*THE EXERCISE*. Would you copy the records below, exactly and only from their first line through the line containing "import React from", without any pictures?

--- MATERIAL SUPPLIED ---

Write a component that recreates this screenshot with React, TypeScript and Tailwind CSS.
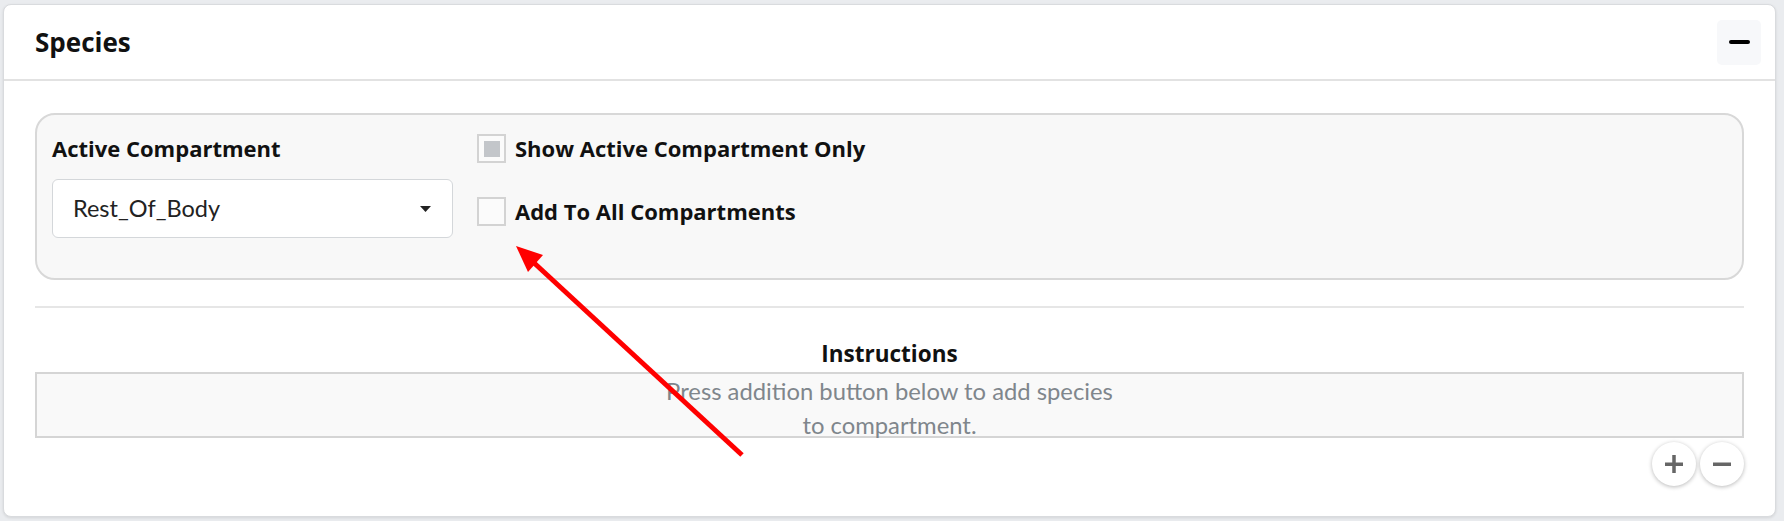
import React from "react";

const Checkbox = ({ checked }: { checked?: boolean }) => (
  <span className="flex h-[29px] w-[29px] shrink-0 items-center justify-center border-2 border-[#d3d3d3] bg-[#fbfbfb]">
    {checked && <span className="h-[16px] w-[16px] bg-[#c3c6ca]" />}
  </span>
);

const CircleButton = ({ kind }: { kind: "plus" | "minus" }) => (
  <button className="flex h-[44px] w-[44px] items-center justify-center rounded-full bg-white shadow-[0_1px_4px_rgba(0,0,0,0.28)]">
    <svg width="18" height="18" viewBox="0 0 18 18">
      <rect x="0" y="7.5" width="18" height="3.5" fill="#666" />
      {kind === "plus" && <rect x="7.25" y="0" width="3.5" height="18" fill="#666" />}
    </svg>
  </button>
);

const bold = "font-['Open_Sans',sans-serif] font-bold text-[#111]";

export default function App() {
  return (
    <div className="relative h-[521px] w-[1784px] bg-[#eaecef] pb-[4px] pl-[3px] pr-[8px] pt-[4px] font-['Lato',sans-serif]">
      <div className="flex h-full flex-col rounded-[8px] border border-[#d9dbde] bg-white shadow-[0_1px_3px_rgba(0,0,0,0.1)]">
        {/* header */}
        <div className="flex h-[76px] items-center justify-between border-b-2 border-[#e2e2e2] pl-[31px] pr-[14px]">
          <h2 className={`text-[26px] ${bold}`}>Species</h2>
          <button className="flex h-[45px] w-[44px] items-center justify-center rounded-[5px] bg-[#f7f8fa]">
            <span className="h-[4px] w-[21px] rounded-[2px] bg-black" />
          </button>
        </div>

        {/* body */}
        <div className="px-[31px] pt-[32px]">
          <div className="flex h-[167px] gap-[24px] rounded-[20px] border-2 border-[#d8d8d8] bg-[#f8f8f8] pl-[15px] pt-[17px]">
            <div className="w-[401px]">
              <div className={`text-[22px] leading-[33px] ${bold}`}>Active Compartment</div>
              <div className="mt-[14px] flex h-[59px] items-center justify-between rounded-[6px] border border-[#d4d7da] bg-white pl-[20px] pr-[21px]">
                <span className="text-[23.5px] text-[#222]">Rest_Of_Body</span>
                <svg width="11" height="6" viewBox="0 0 11 6">
                  <path d="M0 0 L11 0 L5.5 6 Z" fill="#222" />
                </svg>
              </div>
            </div>
            <div className="flex flex-col">
              <label className="flex h-[33px] items-center gap-[9px]">
                <Checkbox checked />
                <span className={`text-[22px] ${bold}`}>Show Active Compartment Only</span>
              </label>
              <label className="mt-[30px] flex h-[33px] items-center gap-[9px]">
                <Checkbox />
                <span className={`text-[22px] ${bold}`}>Add To All Compartments</span>
              </label>
            </div>
          </div>

          <div className="mt-[26px] h-[2px] bg-[#e6e6e6]" />

          <div className={`mt-[29px] text-center text-[22.5px] leading-[33px] ${bold}`}>Instructions</div>
          <div className="mt-[2px] h-[66px] border-2 border-[#d5d5d5] bg-[#f9f9f9] text-center text-[23.8px] leading-[34px] text-[#7f868c]">
            Press addition button below to add species
            <br />
            to compartment.
          </div>

          <div className="mt-[4px] flex justify-end gap-[4px]">
            <CircleButton kind="plus" />
            <CircleButton kind="minus" />
          </div>
        </div>
      </div>

      {/* red annotation arrow */}
      <svg className="pointer-events-none absolute left-0 top-0" width="1784" height="521">
        <line x1="742" y1="455" x2="532" y2="261" stroke="#ff0000" strokeWidth="5" />
        <path d="M516 246 L543 255 L528 272 Z" fill="#ff0000" />
      </svg>
    </div>
  );
}
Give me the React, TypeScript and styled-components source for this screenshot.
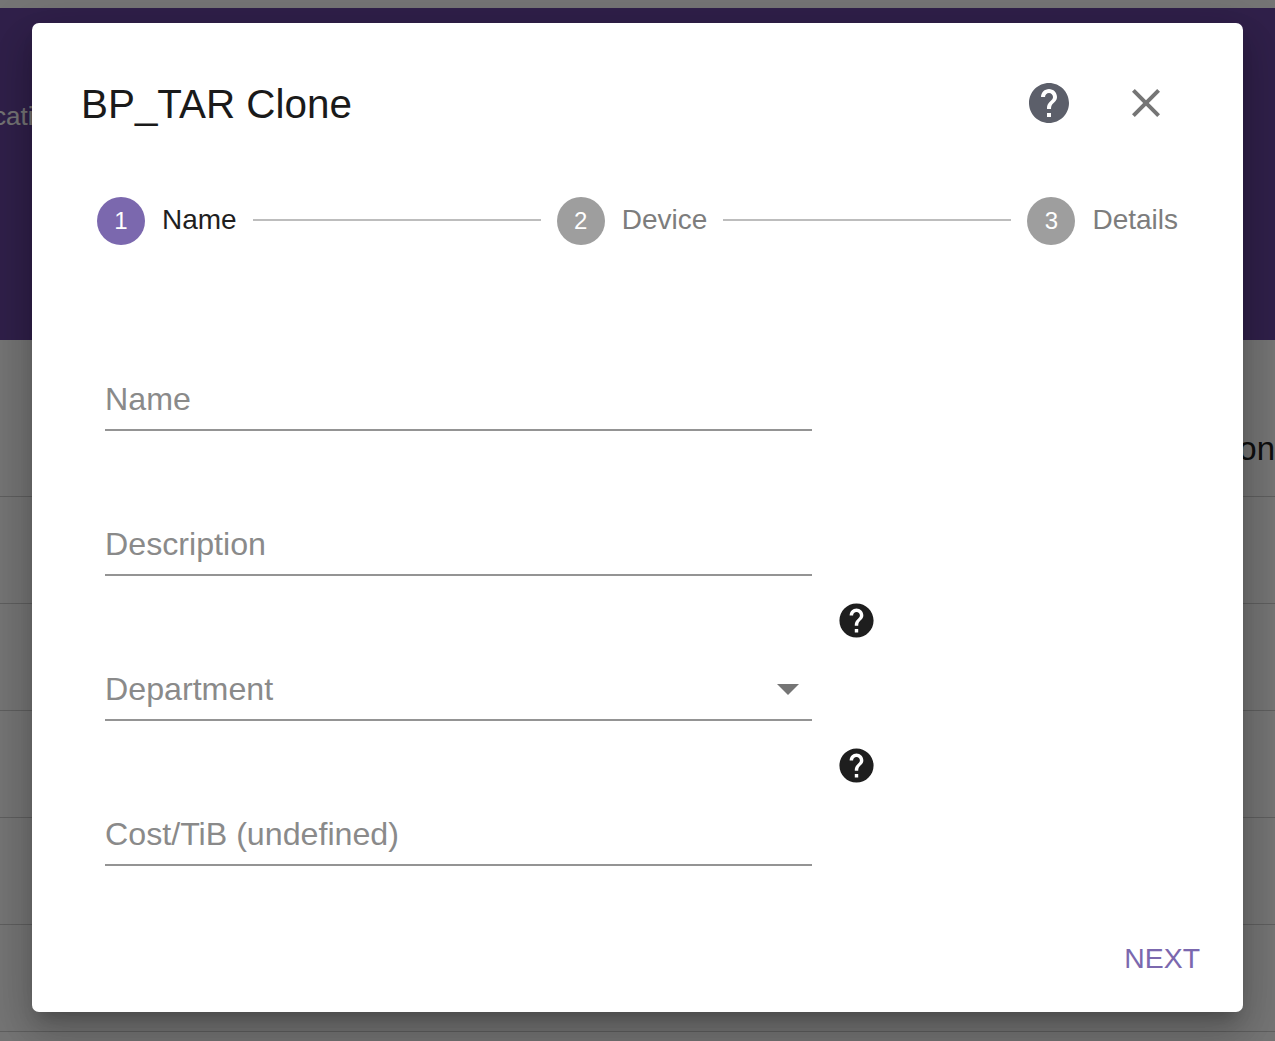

---

*RESULT FOR THIS TASK*.
Write a component that recreates this screenshot with React, TypeScript and Tailwind CSS.
import React from "react";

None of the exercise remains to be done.